SINGAPURA – Pinjaman yang diberikan China kepada negara lain yang kerap diselubungi kerahasiaan, diperkirakan nilainya lebih tinggi daripada nilai resmi yang tercatat. Meningkatnya utang tersembunyi tersebut dinilai dapat memicu pelambatan yang lebih buruk dari perkiraan, di antara masalah-masalah lainnya.
Kurang transparansnya utang tersebut juga dapat memengaruhi investor yang mempertimbangkan untuk membeli surat utang yang diterbitkan oleh negara-negara penerima utang tersebut.

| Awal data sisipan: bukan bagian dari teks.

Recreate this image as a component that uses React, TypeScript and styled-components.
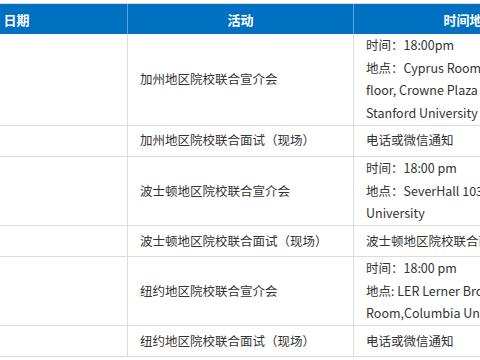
import { Fragment } from "react";
import styled, { createGlobalStyle } from "styled-components";

const Global = createGlobalStyle`
  html, body {
    margin: 0;
    padding: 0;
    background: #fff;
    overflow: hidden;
  }
  body {
    padding-top: 3px;
    font-family: "Noto Sans CJK SC", "Noto Sans", sans-serif;
  }
`;

const Table = styled.div`
  display: grid;
  grid-template-columns: 222px 226px 232px;
  width: 680px;
  margin-left: -94px;
  border-top: 1px solid #dcdcdc;
`;

const Head = styled.div`
  height: 30px;
  box-sizing: border-box;
  background: #0070c0;
  border-right: 1px solid #5ea3da;
  color: #fff;
  font-size: 13px;
  font-weight: bold;
  display: flex;
  align-items: center;
  justify-content: center;
`;

const Cell = styled.div`
  box-sizing: border-box;
  min-height: 31px;
  padding: 0 12px;
  border-right: 1px solid #dcdcdc;
  border-bottom: 1px solid #dcdcdc;
  display: flex;
  flex-direction: column;
  justify-content: center;
  color: #333;
  font-size: 12.5px;
  line-height: 22.7px;
  white-space: nowrap;
`;

type Row = { event: string; place: string[] };

const rows: Row[] = [
  {
    event: "加州地区院校联合宣介会",
    place: [
      "时间：18:00pm",
      "地点：Cyprus Room 1st",
      "floor, Crowne Plaza Palo Alto,",
      "Stanford University",
    ],
  },
  { event: "加州地区院校联合面试（现场）", place: ["电话或微信通知"] },
  {
    event: "波士顿地区院校联合宣介会",
    place: ["时间：18:00 pm", "地点：SeverHall 103, Harvard", "University"],
  },
  { event: "波士顿地区院校联合面试（现场）", place: ["波士顿地区院校联合面试"] },
  {
    event: "纽约地区院校联合宣介会",
    place: ["时间：18:00 pm", "地点: LER Lerner Broadway", "Room,Columbia University"],
  },
  { event: "纽约地区院校联合面试（现场）", place: ["电话或微信通知"] },
];

export default function App() {
  return (
    <>
      <Global />
      <Table>
        <Head>日期</Head>
        <Head>活动</Head>
        <Head>时间地点</Head>
        {rows.map((r, i) => (
          <Fragment key={i}>
            <Cell />
            <Cell>{r.event}</Cell>
            <Cell>
              {r.place.map((l, j) => (
                <span key={j}>{l}</span>
              ))}
            </Cell>
          </Fragment>
        ))}
      </Table>
    </>
  );
}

Hal itu diungkapkan Carmen Reinhart, profesor dari Kennedy School of Government di Harvard University dalam Nomura Investment Forum di Singapura akhir bulan lalu.
“Munculnya China sebagai kreditor global juga berarti semakin banyak utang tersembunyi, yaitu dari negara-negara yang beutang ke China, tapi pinjaman tersebut tak dilaporkan oleh IMF atau Bank Dunia,” tuturnya sepert dikutip dari CNBC, Rabu (12/6/2019).
Menurut dia, ada tendensi untuk menilai negara-negara itu memiliki tingkat utang yang lebih rendah daripada yang sebenarnya. Hal itu, imbuh dia, akan menyulitkan pekerjaan IMF atau Bank Dunia dalam melakukan analisis keberlanjutan utang. Hal itu meliputi analisis beban utang suatu negara dan mengeluarkan rekomendasi untuk strategi peminjaman yang membatasi risiko utang.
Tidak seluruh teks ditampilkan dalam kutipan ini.